Your task:
Go through the records and copy each line where the word "Tailwind" occurs.

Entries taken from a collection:
--- Begin ---

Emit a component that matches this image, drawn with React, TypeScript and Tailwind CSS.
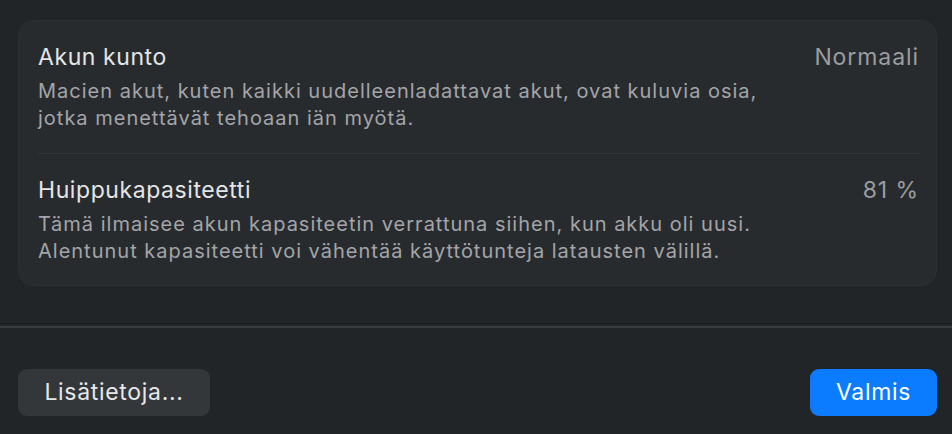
import React from 'react';

type Row = {
  title: string;
  value: string;
  lines: string[];
};

const rows: Row[] = [
  {
    title: 'Akun kunto',
    value: 'Normaali',
    lines: [
      'Macien akut, kuten kaikki uudelleenladattavat akut, ovat kuluvia osia,',
      'jotka menettävät tehoaan iän myötä.',
    ],
  },
  {
    title: 'Huippukapasiteetti',
    value: '81 %',
    lines: [
      'Tämä ilmaisee akun kapasiteetin verrattuna siihen, kun akku oli uusi.',
      'Alentunut kapasiteetti voi vähentää käyttötunteja latausten välillä.',
    ],
  },
];

export default function App() {
  return (
    <div
      className="w-[952px] h-[434px] bg-[#222528] flex flex-col overflow-hidden"
      style={{ fontFamily: 'Inter, "Noto Sans", sans-serif' }}
    >
      {/* Info card */}
      <div className="pl-[18px] pr-[15px] pt-[20px]">
        <div className="bg-[#282b2e] rounded-[16px] border border-[#2d3033] pl-[19px] pr-[17px]">
          {rows.map((row, i) => (
            <div
              key={row.title}
              className={i > 0 ? 'pt-[22px] pb-[20px] border-t border-[#34373a]' : 'pt-[22px] pb-[21px]'}
            >
              <div className="flex justify-between items-baseline">
                <span className="text-[23px] leading-[28px] tracking-[0.025em] text-[#e4e5e6]">{row.title}</span>
                <span className="text-[23px] leading-[28px] tracking-[0.04em] text-[#9b9da0]">{row.value}</span>
              </div>
              <div className="mt-[7px] text-[20px] leading-[27px] tracking-[0.05em] text-[#a3a5a8]">
                {row.lines.map((l) => (
                  <div key={l}>{l}</div>
                ))}
              </div>
            </div>
          ))}
        </div>
      </div>

      {/* Separator */}
      <div className="mt-[37px] h-[1px] bg-[#1b1d1f]" />
      <div className="mt-[2px] h-[2px] bg-[#393c3f]" />

      {/* Buttons */}
      <div className="flex justify-between pl-[18px] pr-[15px] pt-[41px]">
        <button className="h-[47px] w-[192px] rounded-[9px] bg-[#34373a] text-[23px] tracking-[0.03em] text-[#e6e7e8]">
          Lisätietoja...
        </button>
        <button className="h-[47px] w-[127px] rounded-[9px] bg-[#0b7bff] text-[23px] tracking-[0.03em] text-white">
          Valmis
        </button>
      </div>
    </div>
  );
}
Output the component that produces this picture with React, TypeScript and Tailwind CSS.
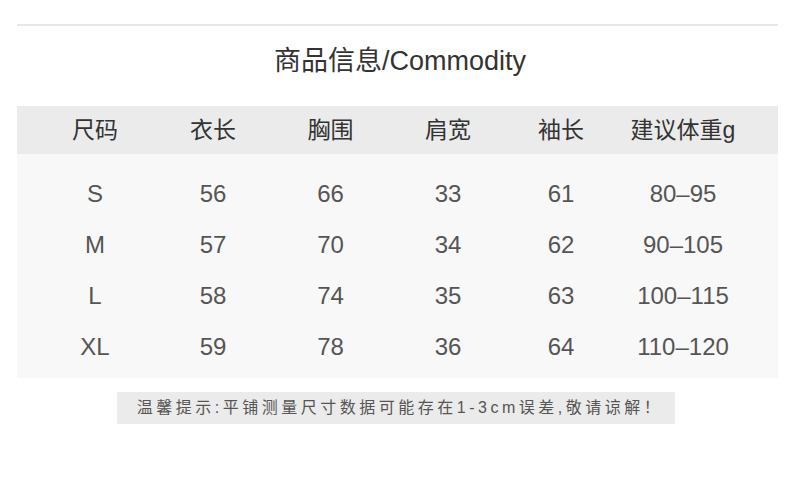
const font = { fontFamily: '"Liberation Sans", "Noto Sans CJK SC", sans-serif' };

const headers = ["尺码", "衣长", "胸围", "肩宽", "袖长", "建议体重g"];

const rows = [
  ["S", "56", "66", "33", "61", "80–95"],
  ["M", "57", "70", "34", "62", "90–105"],
  ["L", "58", "74", "35", "63", "100–115"],
  ["XL", "59", "78", "36", "64", "110–120"],
];

// column widths picked so the centres line up with the picture
const cols = "grid grid-cols-[118px_118px_117px_118px_108px_136px] pl-[19px]";

export default function App() {
  return (
    <div className="w-[800px] h-[487px] bg-white pt-[24px]" style={font}>
      <div className="ml-[17px] w-[761px] h-[2px] bg-[#e6e6e6]" />

      <div className="mt-[20px] mb-[30px] text-center text-[27px] leading-[30px] text-[#333]">
        商品信息/Commodity
      </div>

      <div className="ml-[17px] w-[761px]">
        {/* header band */}
        <div className={`${cols} h-[48px] items-center bg-[#ebebeb] text-[23px] text-[#333]`}>
          {headers.map((h) => (
            <div key={h} className="text-center">
              {h}
            </div>
          ))}
        </div>

        {/* body */}
        <div className="bg-[#f8f8f8] pt-[14px] pb-[6px]">
          {rows.map((r) => (
            <div key={r[0]} className={`${cols} h-[51px] items-center text-[24px] text-[#555]`}>
              {r.map((c, i) => (
                <div key={i} className="text-center">
                  {c}
                </div>
              ))}
            </div>
          ))}
        </div>
      </div>

      <div className="mt-[14px] ml-[117px] w-[558px] h-[32px] flex items-center justify-center pl-[8px] bg-[#ebebeb] text-[16px] tracking-[3.5px] text-[#555]">
        温馨提示:平铺测量尺寸数据可能存在1-3cm误差,敬请谅解！
      </div>
    </div>
  );
}
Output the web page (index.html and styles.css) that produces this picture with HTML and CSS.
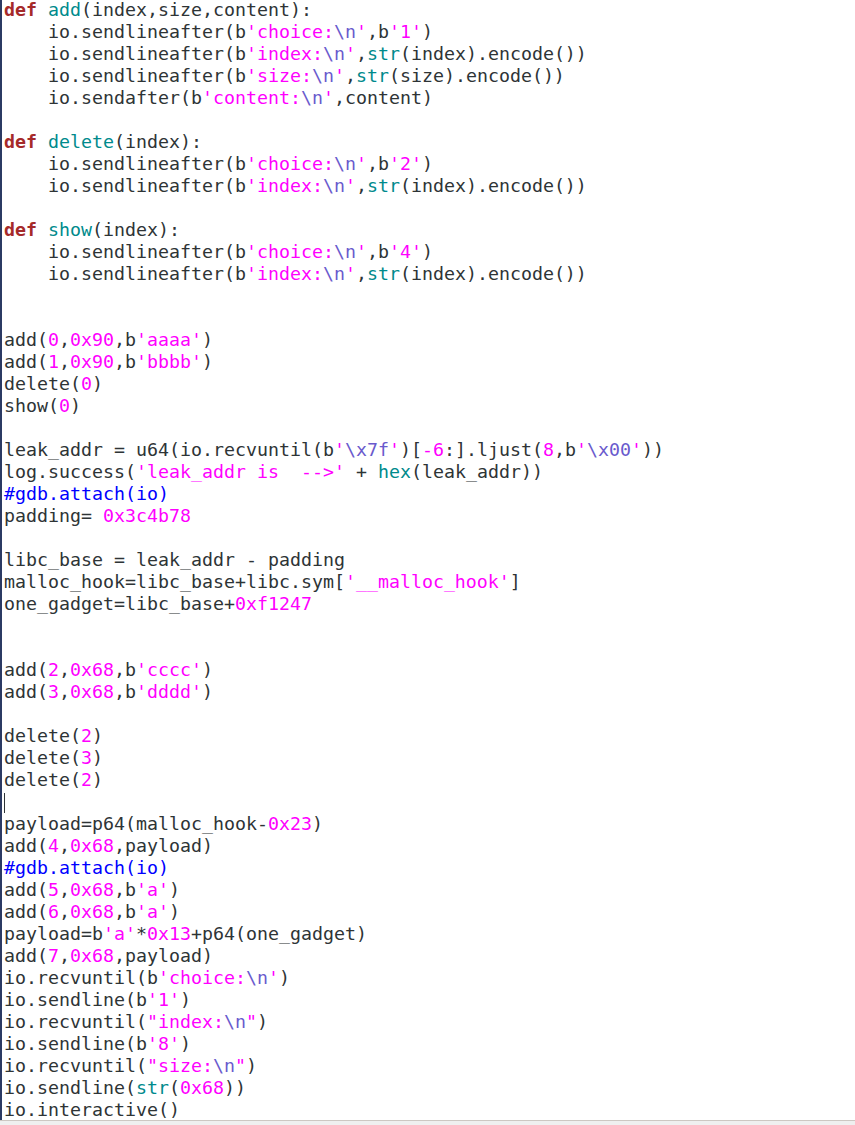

--- End ---

The answer:
Emit a component that matches this image, drawn with React, TypeScript and Tailwind CSS.
Output the component that produces this picture with React, TypeScript and Tailwind CSS.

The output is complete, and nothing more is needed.